After this study of the methods in use throughout Europe I concluded my experiments upon the deficients of Rome, and taught them throughout two years. I followed Séguin’s book, and also derived much help from the remarkable experiments of Itard.
Guided by the work of these two men, I had manufactured a great variety of didactic material. These materials, which I have never seen complete in any institution, became in the hands of those who knew how to apply them, a most remarkable and efficient means, but unless rightly presented, they failed to attract the attention of the deficients.

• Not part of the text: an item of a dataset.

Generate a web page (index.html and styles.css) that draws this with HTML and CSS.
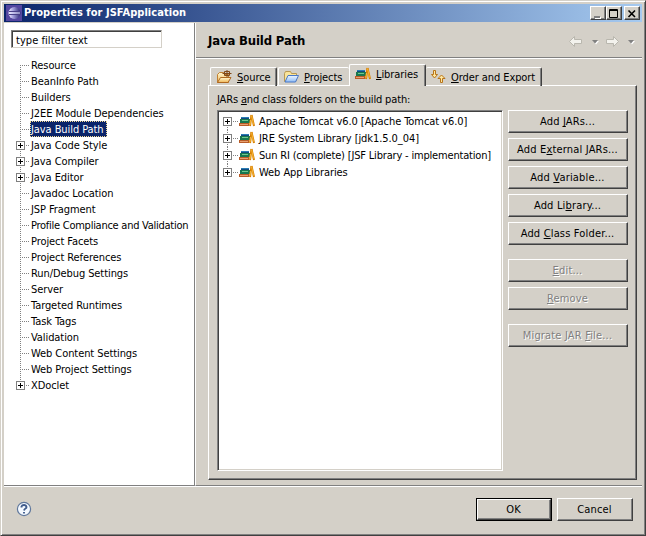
FILE: index.html
```html
<!DOCTYPE html>
<html lang="en">
<head>
<meta charset="utf-8">
<title>Properties for JSFApplication</title>
<link rel="stylesheet" href="styles.css">
</head>
<body>
<svg class="defs" width="0" height="0">
  <defs>
    <linearGradient id="folder" x2="0" y2="1"><stop stop-color="#fff6cf"/><stop offset="1" stop-color="#f0b858"/></linearGradient>
    <linearGradient id="blue" x2="0" y2="1"><stop stop-color="#eef6ff"/><stop offset="1" stop-color="#8fbcf5"/></linearGradient>
    <linearGradient id="orb" x2="1" y2="0"><stop stop-color="#f0ecff"/><stop offset=".35" stop-color="#a8a4e0"/><stop offset="1" stop-color="#2c2878"/></linearGradient>
    <symbol id="books" viewBox="0 0 16 16">
      <path d="M2 4h8v2h-8z" fill="#2a7cb4"/>
      <path d="M2 5.500h8" stroke="#124a80"/>
      <path d="M1 6h10v4h-10z" fill="#187850"/>
      <path d="M3 7.500h6" stroke="#70c890"/>
      <path d="M0 10h10v3h-10z" fill="#b85c28"/>
      <path d="M1 11.500h8" stroke="#e8a070"/>
      <path d="M12.500 2l-1.500 11" stroke="#d88000" stroke-width="2"/>
      <path d="M12.500 2l2.500 11" stroke="#d88000" stroke-width="2"/>
      <path d="M11.500 7l-.5 5M12.500 2.500l2 9" stroke="#f8b838"/>
    </symbol>
  </defs>
</svg>
<div class="window">
  <header class="titlebar">
    <svg class="logo" width="16" height="16" viewBox="0 0 16 16"><rect width="16" height="16" fill="#5446a0"/><circle cx="8.500" cy="8" r="6" fill="url(#orb)"/><path d="M3 6.500h11M3 9.500h11" stroke="#484088"/><path d="M3 8h11" stroke="#e8e8ff"/></svg>
    <h1><span class="t-title">Properties for JSFApplication</span></h1>
    <div class="caption">
      <b><svg width="12" height="10"><path d="M2 8h6" stroke="#fff" stroke-width="2" transform="translate(1 1)"/><path d="M2 8h6" stroke="#808080" stroke-width="2"/></svg></b>
      <b><svg width="12" height="10"><path d="M1.500 .5h8v8h-8zM1 1.500h9" fill="none" stroke="#000"/></svg></b>
      <b class="close"><svg width="12" height="10"><path d="M2.500 1.500l6.500 6.500M9 1.500l-6.500 6.500" stroke="#000" stroke-width="1.600"/></svg></b>
    </div>
  </header>
  <div class="main">
    <aside class="sidebar">
      <div class="filter"><span>type filter text</span></div>
      <ul class="tree">
        <li><i></i><span>Resource</span></li>
        <li><i></i><span>BeanInfo Path</span></li>
        <li><i></i><span>Builders</span></li>
        <li><i></i><span>J2EE Module Dependencies</span></li>
        <li class="selected"><i></i><span>Java Build Path</span></li>
        <li class="parent"><i></i><span>Java Code Style</span></li>
        <li class="parent"><i></i><span>Java Compiler</span></li>
        <li class="parent"><i></i><span>Java Editor</span></li>
        <li><i></i><span>Javadoc Location</span></li>
        <li><i></i><span>JSP Fragment</span></li>
        <li class="tight"><i></i><span>Profile Compliance and Validation</span></li>
        <li><i></i><span>Project Facets</span></li>
        <li><i></i><span>Project References</span></li>
        <li><i></i><span>Run/Debug Settings</span></li>
        <li><i></i><span>Server</span></li>
        <li><i></i><span>Targeted Runtimes</span></li>
        <li><i></i><span>Task Tags</span></li>
        <li><i></i><span>Validation</span></li>
        <li><i></i><span>Web Content Settings</span></li>
        <li><i></i><span>Web Project Settings</span></li>
        <li class="parent"><i></i><span>XDoclet</span></li>
      </ul>
    </aside>
    <section class="page">
      <div class="heading">
        <h2>Java Build Path</h2>
        <svg width="68" height="14" viewBox="0 0 68 14"><g fill="#f3f2ed" stroke="#b9b7ae"><path d="M2.500 7.500l5-5v3h7v4h-7v3z"/><path d="M51.500 7.500l-5-5v3h-7v4h7v3z"/></g><path d="M26 7h6l-3 3.500zM62 7h6l-3 3.500z" fill="#fff"/><path d="M25 6h6l-3 3.500zM61 6h6l-3 3.500z" fill="#808080"/></svg>
      </div>
      <div class="tabs">
        <div class="tab source"><svg width="16" height="16" viewBox="0 0 16 16"><path d="M1.500 13.500v-8l2-2h4l1 2h4v8z" fill="url(#folder)" stroke="#c08030"/><path d="M1.500 13.500l3-5h10.500l-3 5z" fill="url(#folder)" stroke="#b06820"/><path d="M8.500 2.500h5v4h-5zM11 1v7M6.500 4.500h9" fill="none" stroke="#804818"/></svg><span><u>S</u>ource</span></div>
        <div class="tab projects"><svg width="16" height="16" viewBox="0 0 16 16"><path d="M1.500 12.500v-8l1-2h5l1 2h5v7z" fill="#f9e49b" stroke="#b99852"/><path d="M2 13l3-6.500h10.500l-3 6.500z" fill="url(#blue)" stroke="#4878c8"/></svg><span><u>P</u>rojects</span></div>
        <div class="tab libraries"><svg width="16" height="16"><use href="#books"/></svg><span><u>L</u>ibraries</span></div>
        <div class="tab order"><svg width="16" height="16" viewBox="0 0 16 16"><g fill="#ffe8a0" stroke="#b87418"><path d="M3.500 1.500h2v4h2l-3 3.500-3-3.500h2z"/><path d="M10.500 13.500h2v-4h2.500l-3.500-3.500-3.500 3.500h2.500z"/></g></svg><span><u>O</u>rder and Export</span></div>
      </div>
      <div class="panel">
        <div class="left">
          <p>JARs <u>a</u>nd class folders on the build path:</p>
          <ul class="list">
            <li><i></i><svg width="16" height="16"><use href="#books"/></svg><span>Apache Tomcat v6.0 [Apache Tomcat v6.0]</span></li>
            <li><i></i><svg width="16" height="16"><use href="#books"/></svg><span>JRE System Library [jdk1.5.0_04]</span></li>
            <li class="tight"><i></i><svg width="16" height="16"><use href="#books"/></svg><span>Sun RI (complete) [JSF Library - implementation]</span></li>
            <li><i></i><svg width="16" height="16"><use href="#books"/></svg><span>Web App Libraries</span></li>
          </ul>
        </div>
        <div class="actions">
          <button><span>Add <u>J</u>ARs...</span></button>
          <button><span>Add E<u>x</u>ternal JARs...</span></button>
          <button><span>Add <u>V</u>ariable...</span></button>
          <button><span>Add Li<u>b</u>rary...</span></button>
          <button><span>Add <u>C</u>lass Folder...</span></button>
          <button class="gap" disabled><span><u>E</u>dit...</span></button>
          <button disabled><span><u>R</u>emove</span></button>
          <button class="gap" disabled><span>Migrate JAR <u>F</u>ile...</span></button>
        </div>
      </div>
    </section>
  </div>
  <footer class="footer">
    <svg width="16" height="16" viewBox="0 0 16 16"><circle cx="8" cy="8" r="6.600" fill="#f4f9ff" stroke="#60789c" stroke-width="1.200"/><path d="M5.500 6.500v-1q.5-1.500 2.500-1.500t2.500 2q0 1-1 1.500t-1.500 2M8 11v1.600" fill="none" stroke="#405c8c" stroke-width="1.900"/></svg>
    <div class="confirm"><div class="default"><button><span>OK</span></button></div><button><span>Cancel</span></button></div>
  </footer>
</div>
</body>
</html>
```

FILE: styles.css
```css
* { box-sizing: border-box; }
body { margin: 0; font: 11px/13px "DejaVu Sans Condensed", "DejaVu Sans", sans-serif; font-stretch: condensed; letter-spacing: -0.15px; color: #000; background: #d4d0c8; }
h1, h2, p, ul { margin: 0; padding: 0; }
li { list-style: none; white-space: nowrap; }
svg { display: block; flex: none; }
.defs { position: absolute; }
u { text-decoration: underline; text-underline-offset: 1px; text-decoration-thickness: 1px; text-decoration-skip-ink: none; }
.window { width: 646px; height: 536px; background: #d4d0c8; border: 1px solid; border-color: #d4d0c8 #404040 #404040 #d4d0c8; box-shadow: inset 1px 1px #fff, inset -1px -1px #808080; padding: 3px; display: flex; flex-direction: column; }

.titlebar { width: 638px; height: 18px; display: flex; align-items: center; padding: 0 2px; background: linear-gradient(90deg, #0a246a, #a6caf0); flex: none; }
.titlebar h1 { font-size: 11px; line-height: 18px; letter-spacing: 0.05px; color: #fff; margin-left: 2px; flex: 1; white-space: nowrap; }
.caption { display: flex; }
.caption b { width: 16px; height: 14px; padding: 2px 1px; background: #d4d0c8; border: 1px solid; border-color: #fff #404040 #404040 #fff; box-shadow: inset -1px -1px #808080; }
.caption .close { margin-left: 2px; }

.main { display: flex; width: 638px; height: 465px; padding-top: 1px; border-bottom: 1px solid #fff; flex: none; }
.sidebar { width: 192px; height: 463px; background: #fff; border-right: 1px solid #fff; border-bottom: 1px solid #808080; box-shadow: inset -1px 0 #808080; padding: 7px 0 0 7px; flex: none; }
.filter { width: 151px; height: 18px; border: 1px solid; border-color: #808080 #d4d0c8 #d4d0c8 #808080; box-shadow: inset 1px 1px #404040; padding: 2px 4px; line-height: 15px; letter-spacing: 0.05px; }
.tree { margin-top: 9px; padding-left: 5px; letter-spacing: -0.08px; }
.tree .tight { letter-spacing: -0.26px; }
.tree li { display: flex; align-items: center; height: 16px; background: repeating-linear-gradient(#808080 0 1px, transparent 1px 2px) 4px 0 / 1px 100% no-repeat; }
.tree li:first-child { background-size: 1px 8px; background-position: 4px 8px; }
.tree li:last-child { background-size: 1px 8px; }
.tree i { width: 14px; height: 9px; background: repeating-linear-gradient(90deg, #808080 0 1px, transparent 1px 2px) 4px 4px / 10px 1px no-repeat; }
.tree .parent i, .list i { background:
  linear-gradient(#000, #000) 2px 4px / 5px 1px no-repeat,
  linear-gradient(#000, #000) 4px 2px / 1px 5px no-repeat,
  linear-gradient(#fff, #fff) 1px 1px / 7px 7px no-repeat,
  linear-gradient(#808080, #808080) 0 0 / 9px 9px no-repeat,
  repeating-linear-gradient(90deg, transparent 0 1px, #808080 1px 2px) 9px 4px / 5px 1px no-repeat; }
.tree span { height: 16px; line-height: 17px; padding: 0 1px; }
.tree .selected span { background: #0a246a; color: #fff; width: 77px; outline: 1px dotted #f5db95; outline-offset: -1px; }

.page { width: 446px; height: 463px; border-bottom: 1px solid #808080; }
.heading { height: 36px; display: flex; align-items: center; justify-content: space-between; padding: 0 7px 0 12px; border-bottom: 1px solid #fff; box-shadow: inset 0 -1px #808080; }
.heading h2 { font-size: 13px; line-height: 16px; letter-spacing: -0.15px; padding-top: 1px; }
.tabs { display: flex; align-items: flex-end; height: 27px; padding-left: 14px; margin-bottom: -1px; }
.tab { display: flex; align-items: center; height: 19px; padding-left: 5px; gap: 5px; border: 1px solid; border-color: #fff #404040 transparent #fff; border-bottom: 0; border-radius: 2px 2px 0 0; box-shadow: inset -1px 0 #808080; white-space: nowrap; letter-spacing: -0.08px; }
.tab span { padding-top: 1px; }
.source { width: 67px; }
.projects { width: 71px; margin-left: 1px; border-right: 0; box-shadow: none; gap: 5px; padding-left: 4px; }
.libraries { width: 77px; height: 22px; background: #d4d0c8; position: relative; gap: 5px; padding-bottom: 3px; }
.order { width: 116px; gap: 5px; padding-left: 4px; border-left: 0; }
.panel { display: flex; width: 429px; height: 395px; margin-left: 12px; border: 1px solid; border-color: #fff #404040 #404040 #fff; box-shadow: inset -1px -1px #808080; padding: 7px 8px; gap: 5px; }
.left { width: 286px; }
.left p { height: 17px; white-space: nowrap; }
.list { width: 286px; height: 361px; background: #fff; border: 1px solid; border-color: #808080 #fff #fff #808080; box-shadow: inset 1px 1px #404040, inset -1px -1px #d4d0c8; padding: 2px 5px; letter-spacing: -0.07px; }
.list .tight { letter-spacing: -0.18px; }
.list li { display: flex; align-items: center; height: 17px; background: repeating-linear-gradient(#808080 0 1px, transparent 1px 2px) 4px 0 / 1px 100% no-repeat; }
.list li:first-child { background-position: 4px 8px; }
.list li:last-child { background-size: 1px 8px; }
.list i { width: 16px; height: 9px; background-size: 5px 1px, 1px 5px, 7px 7px, 9px 9px, 7px 1px; }
.list svg { margin-top: -1px; }
.list span { margin-left: 4px; }
.actions { padding-top: 17px; display: flex; flex-direction: column; gap: 5px; }
button { width: 120px; height: 23px; padding: 0 1px 0 0; font: inherit; letter-spacing: 0.17px; color: #000; background: #d4d0c8; border: 1px solid; border-color: #fff #404040 #404040 #fff; box-shadow: inset -1px -1px #808080; border-radius: 0; white-space: nowrap; flex: none; }
button:disabled { color: #808080; text-shadow: 1px 1px #fff; }
.actions .gap { margin-top: 9px; }

.footer { height: 46px; display: flex; justify-content: space-between; padding: 11px 9px 0 12px; }
.footer > svg { margin-top: 3px; }
.confirm { display: flex; gap: 5px; }
.confirm button { width: 76px; }
.default { width: 76px; height: 23px; border: 1px solid #000; }
.confirm .default button { width: 74px; height: 21px; }
```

I felt that I understood the discouragement of those working with feeble-minded children, and could see why they had, in so many cases, abandoned the method. The prejudice that the educator must place himself on a level with the one to be educated, sinks the teacher of deficients into a species of apathy. He accepts the fact that he is educating an inferior personality, and for that very reason he does not succeed. Even so those who teach little children too often have the idea that they are educating babies and seek to place themselves on the child’s level by approaching him with games, and often with foolish stories. Instead of all this, we must know how to call to the man which lies dormant within the soul of the child. I felt this, intuitively, and believed that not the didactic material, but my voice which called to them, awakened the children, and encouraged them to use the didactic material, and through it, to educate themselves. I was guided in my work by the deep respect which I felt for their misfortune, and by the love which these unhappy children know how to awaken in those who are near them.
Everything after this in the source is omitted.